Politica

Libertà di licenziare, Bertinotti boccia Prodi

Antonio Signorini

da Roma

Il lavoro alla danese non piace alla sinistra. Non a Rifondazione comunista. Ma nemmeno i riformisti, l’area del vecchio Pci che provò a trapiantare il socialismo scandinavo a Botteghe oscure, oggi se la sentono di abbracciare il moderno welfare to work di Copenaghen. Introdurre anche in Italia libertà di licenziamento compensata da un’efficiente rete di protezione sociale? «Non ci pensiamo proprio», è la risposta del segretario del Prc Fausto Bertinotti all’appello lanciato dall’economista Francesco Giavazzi sul Corriere della sera e raccolto con entusiasmo da Romano Prodi come unico modo per evitare il declino del Paese.
La tesi di Bertinotti è diversa rispetto a quella del leader dell’Unione e candidato premier della sinistra. «Come si può - spiega - immaginare di porre a raffronto realtà così diverse? Stiamo parlando di libertà di licenziamento in un paese di ridotte dimensioni, con un’economia forte e un sistema di piena occupazione, dove tale meccanismo in realtà accompagna il trasferimento da un lavoro a un altro».
Il sì di Prodi alla ricetta danese è caduto proprio nel giorno più importante per il programma dell’Ulivo in tema di politiche sociali e lavoro. Ieri si è tenuta l’ultima riunione della commissione welfare prima della stesura dei documenti finali da sottoporre all’approvazione dei leader dei partiti e dello stesso Prodi. Dei cinque punti di Giavazzi non si è discusso, ma il tema è ben presente a tutti i responsabili lavoro dei partiti. Il responsabile Lavoro dei Ds Cesare Damiano nega l’adesione di Prodi al modello «licenziamenti liberi più protezione» (un’interpretazione «strumentale e infondata»), ma conferma il viaggio in Danimarca e Svezia insieme a Tiziano Treu della Margherita e Paolo Ferrero del Prc: «Abbiamo apprezzato tutti il livello di tutela sociale che esiste in quei paesi. Al tempo stesso - precisa - sappiamo che quel modello non è meccanicamente trasferibile all’Italia; per noi non si pone il problema di rendere possibile il licenziamento.

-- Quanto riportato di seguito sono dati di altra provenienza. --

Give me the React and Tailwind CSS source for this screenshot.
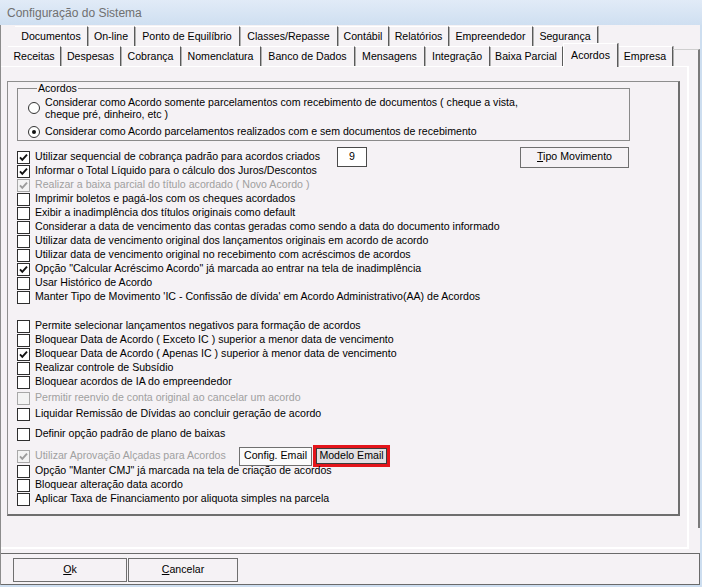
import React from "react";

const topTabs = [
  { label: "Documentos", w: "w-[73px]" },
  { label: "On-line", w: "w-[47px]" },
  { label: "Ponto de Equilíbrio", w: "w-[105px]" },
  { label: "Classes/Repasse", w: "w-[98px]" },
  { label: "Contábil", w: "w-[51px]" },
  { label: "Relatórios", w: "w-[60px]" },
  { label: "Empreendedor", w: "w-[84px]" },
  { label: "Segurança", w: "w-[65px]" },
];

const bottomTabs = [
  { label: "Receitas", w: "w-[53px]" },
  { label: "Despesas", w: "w-[60px]" },
  { label: "Cobrança", w: "w-[60px]" },
  { label: "Nomenclatura", w: "w-[80px]" },
  { label: "Banco de Dados", w: "w-[94px]" },
  { label: "Mensagens", w: "w-[70px]" },
  { label: "Integração", w: "w-[65px]" },
  { label: "Baixa Parcial", w: "w-[73px]" },
  { label: "Acordos", w: "w-[55px]", active: true },
  { label: "Empresa", w: "w-[55px]" },
];

const groupA = [
  { label: "Informar o Total Líquido para o cálculo dos Juros/Descontos", checked: true },
  { label: "Realizar a baixa parcial do título acordado ( Novo Acordo )", checked: true, disabled: true },
  { label: "Imprimir boletos e pagá-los com os cheques acordados" },
  { label: "Exibir a inadimplência dos títulos originais como default" },
  { label: "Considerar a data de vencimento das contas geradas como sendo a data do documento informado" },
  { label: "Utilizar data de vencimento original dos lançamentos originais em acordo de acordo" },
  { label: "Utilizar data de vencimento original no recebimento com acréscimos de acordos" },
  { label: "Opção \"Calcular Acréscimo Acordo\" já marcada ao entrar na tela de inadimplência", checked: true },
  { label: "Usar Histórico de Acordo" },
  { label: "Manter Tipo de Movimento 'IC - Confissão de dívida' em Acordo Administrativo(AA) de Acordos" },
];

const Box = ({ checked, disabled }) => (
  <span
    className={`w-[13px] h-[13px] shrink-0 border flex items-center justify-center ${
      disabled ? "border-[#a8a8a8] bg-[#f3f3f3]" : "border-[#2e2e2e] bg-white"
    }`}
  >
    {checked && (
      <svg width="9" height="9" viewBox="0 0 9 9">
        <path
          d="M1 4.3 L3.3 6.8 L8 1.6"
          fill="none"
          stroke={disabled ? "#9c9c9c" : "#111"}
          strokeWidth="1.9"
        />
      </svg>
    )}
  </span>
);

const Row = ({ label, checked, disabled, className = "", labelClass = "", children }) => (
  <div className={`flex items-center h-[14px] ${className}`}>
    <Box checked={checked} disabled={disabled} />
    <span className={`ml-[5px] whitespace-nowrap ${disabled ? "text-[#a0a0a0]" : ""} ${labelClass}`}>
      {label}
    </span>
    {children}
  </div>
);

const Radio = ({ checked }) => (
  <span className="w-[12px] h-[12px] shrink-0 rounded-full border border-[#333] bg-white flex items-center justify-center">
    {checked && <span className="w-[4px] h-[4px] rounded-full bg-[#111]" />}
  </span>
);

const Tab = ({ label, w, active }) =>
  active ? (
    <div
      className={`${w} h-[24px] -mt-[3px] z-10 bg-[#f5f2f5] flex items-center justify-center border-t border-l border-white border-r border-r-[#5a5a5a] shadow-[1px_0_0_#a8a8a8]`}
    >
      {label}
    </div>
  ) : (
    <div
      className={`${w} h-full flex items-center justify-center border-t border-white border-r border-r-[#5a5a5a] shadow-[1px_0_0_#b0b0b0]`}
    >
      {label}
    </div>
  );

export default function App() {
  return (
    <div className="w-[702px] h-[587px] overflow-hidden bg-[#cddef0] flex flex-col font-['Liberation_Sans',Arial,sans-serif] text-[10.6px] text-black">
      <div className="h-[25px] shrink-0 bg-gradient-to-b from-[#e1ebf7] to-[#cfdff1] flex items-center pl-[7px] text-[12px] text-[#707070]">
        Configuração do Sistema
      </div>

      <div className="h-[560px] mr-[2px] bg-[#f5f2f5] border-l border-[#8c8c8c] flex flex-col">
        <div className="flex mt-[1px]">
          <div className="w-[688px] flex flex-col">
            <div className="flex h-[20px] pl-[14px]">
              {topTabs.map((t) => (
                <Tab key={t.label} {...t} />
              ))}
            </div>
            <div className="flex h-[20px] pl-[7px]">
              {bottomTabs.map((t) => (
                <Tab key={t.label} {...t} />
              ))}
              <div className="flex-1 mt-[3px] border-t border-[#cfcfcf]" />
            </div>

            <div className="h-[483px] border-t border-white border-r-2 border-b-2 border-[#727272] border-t-white">
              <div className="ml-[6px] mt-[14px] w-[673px] h-[435px] border-l border-t border-[#8e8e8e] border-r-2 border-b-2 border-r-[#6e6e6e] border-b-[#6e6e6e]">
                <fieldset className="ml-[9px] w-[613px] border border-[#8a8a8a] pl-[10px] pb-[2px]">
                  <legend className="ml-[9px] px-[1px] leading-[12px]">Acordos</legend>
                  <div className="flex items-center pt-[2px]">
                    <Radio />
                    <div className="ml-[5px] leading-[12px]">
                      <div>Considerar como Acordo somente parcelamentos com recebimento de documentos ( cheque a vista,</div>
                      <div>cheque pré, dinheiro, etc )</div>
                    </div>
                  </div>
                  <div className="flex items-center h-[13px] mt-[5px]">
                    <Radio checked />
                    <span className="ml-[5px]">
                      Considerar como Acordo parcelamentos realizados com e sem documentos de recebimento
                    </span>
                  </div>
                </fieldset>

                <div className="pl-[9px] mt-[9px] flex flex-col">
                  <Row label="Utilizar sequencial de cobrança padrão para acordos criados" checked labelClass="w-[302px]">
                    <div className="w-[30px] h-[20px] shrink-0 bg-white border border-[#4a4a4a] flex items-center justify-center">
                      9
                    </div>
                    <button className="ml-[153px] w-[109px] h-[21px] shrink-0 border border-[#6f6f6f] bg-[#f5f2f5] flex items-center justify-center">
                      <span>
                        <span className="underline">T</span>ipo Movimento
                      </span>
                    </button>
                  </Row>
                  {groupA.map((r) => (
                    <Row key={r.label} {...r} />
                  ))}

                  <Row className="mt-[15px]" label="Permite selecionar lançamentos negativos para formação de acordos" />
                  <Row label="Bloquear Data de Acordo ( Exceto IC ) superior a menor data de vencimento" />
                  <Row label="Bloquear Data de Acordo ( Apenas IC ) superior à menor data de vencimento" checked />
                  <Row label="Realizar controle de Subsídio" />
                  <Row label="Bloquear acordos de IA do empreendedor" />
                  <Row className="mt-[2px]" label="Permitir reenvio de conta original ao cancelar um acordo" disabled />
                  <Row className="mt-[2px]" label="Liquidar Remissão de Dívidas ao concluir geração de acordo" />
                  <Row className="mt-[6px]" label="Definir opção padrão de plano de baixas" />
                  <Row
                    className="mt-[8px]"
                    label="Utilizar Aprovação Alçadas para Acordos"
                    checked
                    disabled
                    labelClass="w-[204px]"
                  >
                    <button className="w-[73px] h-[19px] shrink-0 border border-[#707070] bg-[#fbfbfb] flex items-center justify-center">
                      Config. Email
                    </button>
                    <div className="ml-[1px] w-[77px] h-[22px] shrink-0 border-[3px] border-[#e3151b]">
                      <button className="w-full h-full border border-[#3c3c3c] bg-[#e2dfe2] flex items-center justify-center">
                        Modelo Email
                      </button>
                    </div>
                  </Row>
                  <Row className="mt-[1px]" label={'Opção "Manter CMJ" já marcada na tela de criação de acordos'} />
                  <Row label="Bloquear alteração data acordo" />
                  <Row label="Aplicar Taxa de Financiamento por aliquota simples na parcela" />
                </div>
              </div>
            </div>
          </div>
          <div className="w-[11px] mt-[23px] h-[479px] border-t border-[#cfcfcf] border-r-2 border-r-[#7a7a7a]" />
        </div>

        <div className="mt-[4px] h-[32px] border-t border-b border-r border-[#6a6a6a] flex items-start pt-[4px] pl-[12px]">
          <button className="w-[114px] h-[24px] border border-[#6f6f6f] bg-[#f5f2f5] flex items-center justify-center">
            <span>
              <span className="underline">O</span>k
            </span>
          </button>
          <button className="ml-[1px] w-[110px] h-[24px] border border-[#6f6f6f] bg-[#f5f2f5] flex items-center justify-center">
            <span>
              <span className="underline">C</span>ancelar
            </span>
          </button>
        </div>
      </div>
    </div>
  );
}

Le norme attuali a partire dall’articolo 18 a difesa del quale abbiamo combattuto rimangono. Si tratta di vedere in che modo dotare l’Italia di una rete di protezioni sociali che non sia solo riferita al lavoro stabile, ma anche al lavoro flessibile».
Il problema posto da Giavazzi, quindi, non si pone nemmeno. Per il momento l’Unione è alle prese con un’altra riforma, sempre ispirata ai principi del welfare to work, ma molto più morbida: la legge Biagi. Ieri è stata confermata la divaricazione tra le due anime dell’Ulivo, ma si comincia a delineare un possibile compromesso. In sintesi: rimane la distinzione tra chi chiede l’abolizione della riforma del lavoro varata dal governo Berlusconi e chi invece punta a superarla. Ma poi, in concreto, si mantengono molte delle innovazioni introdotte dalla «legge trenta» (così il centrosinistra chiama la riforma) compresi i contestatissimi «lavori a progetto», che si vorrebbero però limitare e rendere più onerosi. E questa linea è condivisa da tutti, Prc compreso.
«Siamo tutti d’accordo», assicura Damiano. Su cosa? «Siamo contrari alla legge 30 che moltiplica le forme di lavoro precarie. Siamo d’accordo tutti a dire che il lavoro a tempo indeterminato deve diventare la normale forma di occupazione». Più nel particolare, i contratti flessibili previsti dalla Biagi, «il tempo determinato, l’apprendistato, i lavori a progetto e l’interinale sono strumenti a disposizione delle aziende soltanto se si verificano delle richieste di mercato. Non deve essere una modalità di lavoro sostituiva del normale lavoro a tempo indeterminato. Bisognerà anche fissare delle soglie di utilizzo delle quantità in rapporto all’organico totale».
In sostanza i lavori a progetto, che hanno sostituito i vecchi Co.co.co, nel programma del centrosinistra non scompaiono, ma saranno limitati.

Rifondazione comunista rimarcherà comunque la sua contrarietà totale alla «legge 30», rispetto alla quale - spiega Alfonso Gianni del Prc - «bisogna voltare pagina, fare piazza pulita».